• **CHALLENGE**: Repeat every line exactly, keeping the pictures out of the copy.
___ RAW DATA ___
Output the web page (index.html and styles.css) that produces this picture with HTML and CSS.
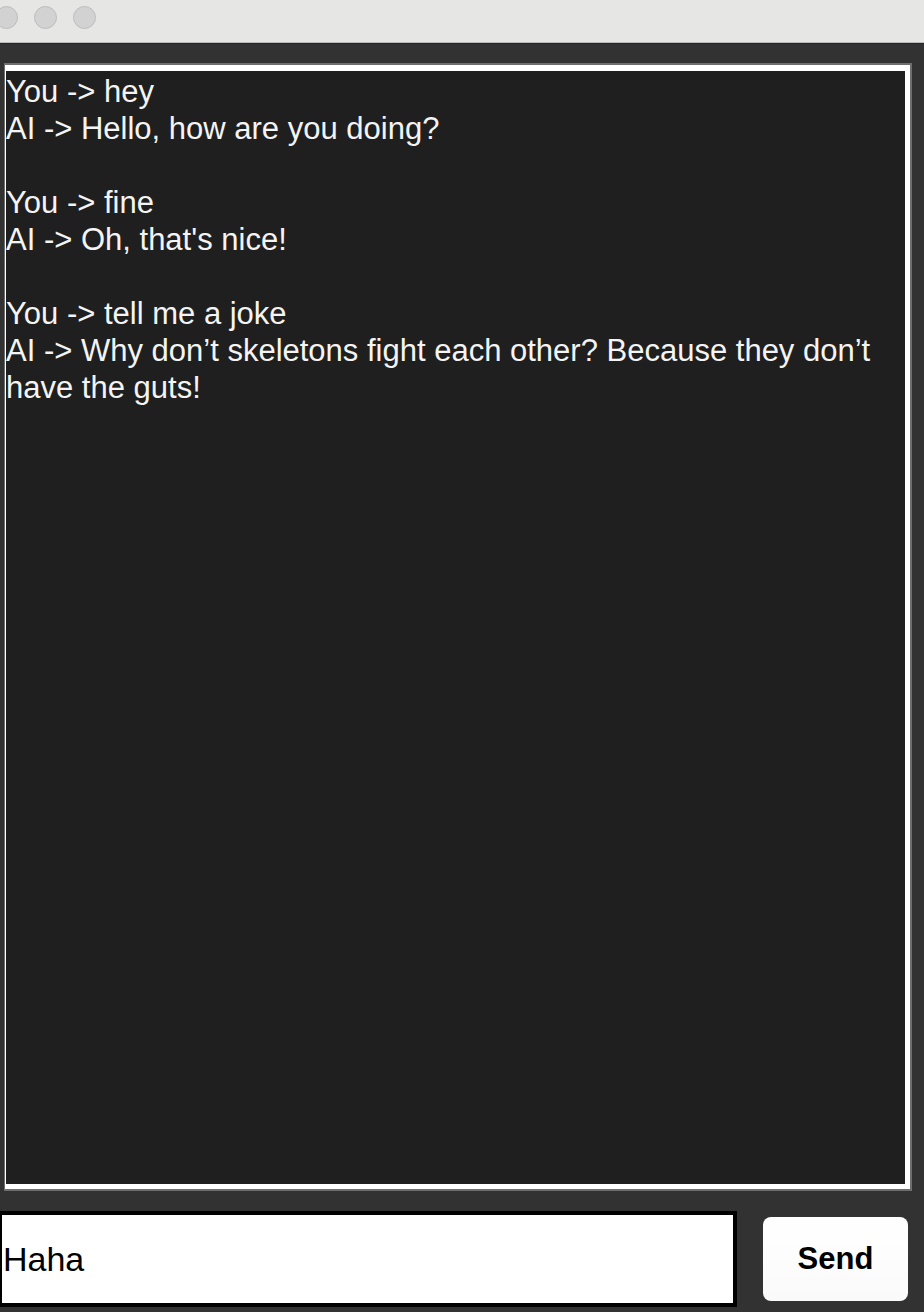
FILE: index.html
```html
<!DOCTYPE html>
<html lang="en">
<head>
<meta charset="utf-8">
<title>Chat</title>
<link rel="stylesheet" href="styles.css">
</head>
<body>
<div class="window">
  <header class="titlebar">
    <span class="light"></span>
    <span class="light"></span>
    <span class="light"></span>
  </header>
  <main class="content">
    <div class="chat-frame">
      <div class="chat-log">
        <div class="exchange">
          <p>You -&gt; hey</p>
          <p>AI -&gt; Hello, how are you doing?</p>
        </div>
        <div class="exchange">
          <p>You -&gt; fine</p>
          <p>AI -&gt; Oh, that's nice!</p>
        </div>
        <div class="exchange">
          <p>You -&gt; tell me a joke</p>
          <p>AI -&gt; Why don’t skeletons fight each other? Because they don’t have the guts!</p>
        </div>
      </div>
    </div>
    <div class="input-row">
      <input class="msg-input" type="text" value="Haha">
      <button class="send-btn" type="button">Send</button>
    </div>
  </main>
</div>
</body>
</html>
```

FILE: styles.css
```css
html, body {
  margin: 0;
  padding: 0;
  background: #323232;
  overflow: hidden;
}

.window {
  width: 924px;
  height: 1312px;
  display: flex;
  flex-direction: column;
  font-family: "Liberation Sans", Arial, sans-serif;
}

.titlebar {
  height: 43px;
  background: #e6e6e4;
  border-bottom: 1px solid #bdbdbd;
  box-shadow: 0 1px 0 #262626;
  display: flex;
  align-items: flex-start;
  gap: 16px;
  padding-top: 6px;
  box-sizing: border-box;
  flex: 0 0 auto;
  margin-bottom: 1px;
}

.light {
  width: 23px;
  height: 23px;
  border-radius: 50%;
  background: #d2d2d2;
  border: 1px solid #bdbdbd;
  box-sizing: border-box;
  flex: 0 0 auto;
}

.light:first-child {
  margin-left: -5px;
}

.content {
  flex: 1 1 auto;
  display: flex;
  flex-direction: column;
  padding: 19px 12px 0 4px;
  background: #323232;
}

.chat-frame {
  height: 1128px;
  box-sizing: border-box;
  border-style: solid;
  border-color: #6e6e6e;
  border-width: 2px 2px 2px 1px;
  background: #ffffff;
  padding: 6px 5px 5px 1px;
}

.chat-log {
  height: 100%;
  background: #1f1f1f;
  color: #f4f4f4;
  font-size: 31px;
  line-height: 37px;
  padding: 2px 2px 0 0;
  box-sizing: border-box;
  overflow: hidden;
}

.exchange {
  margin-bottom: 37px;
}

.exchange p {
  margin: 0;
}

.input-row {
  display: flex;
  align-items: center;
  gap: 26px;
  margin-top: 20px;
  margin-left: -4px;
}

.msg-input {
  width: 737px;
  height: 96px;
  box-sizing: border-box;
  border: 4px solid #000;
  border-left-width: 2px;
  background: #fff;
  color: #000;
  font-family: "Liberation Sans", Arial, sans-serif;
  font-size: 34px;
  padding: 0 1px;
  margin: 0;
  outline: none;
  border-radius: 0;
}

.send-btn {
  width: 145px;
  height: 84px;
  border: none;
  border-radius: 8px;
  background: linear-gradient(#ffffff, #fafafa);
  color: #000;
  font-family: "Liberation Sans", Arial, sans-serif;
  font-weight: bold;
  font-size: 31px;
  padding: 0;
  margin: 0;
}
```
___
• **RESPONSE FOR THIS EXERCISE**:
Output the web page (index.html and styles.css) that produces this picture with HTML and CSS.
FILE: index.html
```html
<!DOCTYPE html>
<html lang="en">
<head>
<meta charset="utf-8">
<title>Chat</title>
<link rel="stylesheet" href="styles.css">
</head>
<body>
<div class="window">
  <header class="titlebar">
    <span class="light"></span>
    <span class="light"></span>
    <span class="light"></span>
  </header>
  <main class="content">
    <div class="chat-frame">
      <div class="chat-log">
        <div class="exchange">
          <p>You -&gt; hey</p>
          <p>AI -&gt; Hello, how are you doing?</p>
        </div>
        <div class="exchange">
          <p>You -&gt; fine</p>
          <p>AI -&gt; Oh, that's nice!</p>
        </div>
        <div class="exchange">
          <p>You -&gt; tell me a joke</p>
          <p>AI -&gt; Why don’t skeletons fight each other? Because they don’t have the guts!</p>
        </div>
      </div>
    </div>
    <div class="input-row">
      <input class="msg-input" type="text" value="Haha">
      <button class="send-btn" type="button">Send</button>
    </div>
  </main>
</div>
</body>
</html>
```

FILE: styles.css
```css
html, body {
  margin: 0;
  padding: 0;
  background: #323232;
  overflow: hidden;
}

.window {
  width: 924px;
  height: 1312px;
  display: flex;
  flex-direction: column;
  font-family: "Liberation Sans", Arial, sans-serif;
}

.titlebar {
  height: 43px;
  background: #e6e6e4;
  border-bottom: 1px solid #bdbdbd;
  box-shadow: 0 1px 0 #262626;
  display: flex;
  align-items: flex-start;
  gap: 16px;
  padding-top: 6px;
  box-sizing: border-box;
  flex: 0 0 auto;
  margin-bottom: 1px;
}

.light {
  width: 23px;
  height: 23px;
  border-radius: 50%;
  background: #d2d2d2;
  border: 1px solid #bdbdbd;
  box-sizing: border-box;
  flex: 0 0 auto;
}

.light:first-child {
  margin-left: -5px;
}

.content {
  flex: 1 1 auto;
  display: flex;
  flex-direction: column;
  padding: 19px 12px 0 4px;
  background: #323232;
}

.chat-frame {
  height: 1128px;
  box-sizing: border-box;
  border-style: solid;
  border-color: #6e6e6e;
  border-width: 2px 2px 2px 1px;
  background: #ffffff;
  padding: 6px 5px 5px 1px;
}

.chat-log {
  height: 100%;
  background: #1f1f1f;
  color: #f4f4f4;
  font-size: 31px;
  line-height: 37px;
  padding: 2px 2px 0 0;
  box-sizing: border-box;
  overflow: hidden;
}

.exchange {
  margin-bottom: 37px;
}

.exchange p {
  margin: 0;
}

.input-row {
  display: flex;
  align-items: center;
  gap: 26px;
  margin-top: 20px;
  margin-left: -4px;
}

.msg-input {
  width: 737px;
  height: 96px;
  box-sizing: border-box;
  border: 4px solid #000;
  border-left-width: 2px;
  background: #fff;
  color: #000;
  font-family: "Liberation Sans", Arial, sans-serif;
  font-size: 34px;
  padding: 0 1px;
  margin: 0;
  outline: none;
  border-radius: 0;
}

.send-btn {
  width: 145px;
  height: 84px;
  border: none;
  border-radius: 8px;
  background: linear-gradient(#ffffff, #fafafa);
  color: #000;
  font-family: "Liberation Sans", Arial, sans-serif;
  font-weight: bold;
  font-size: 31px;
  padding: 0;
  margin: 0;
}
```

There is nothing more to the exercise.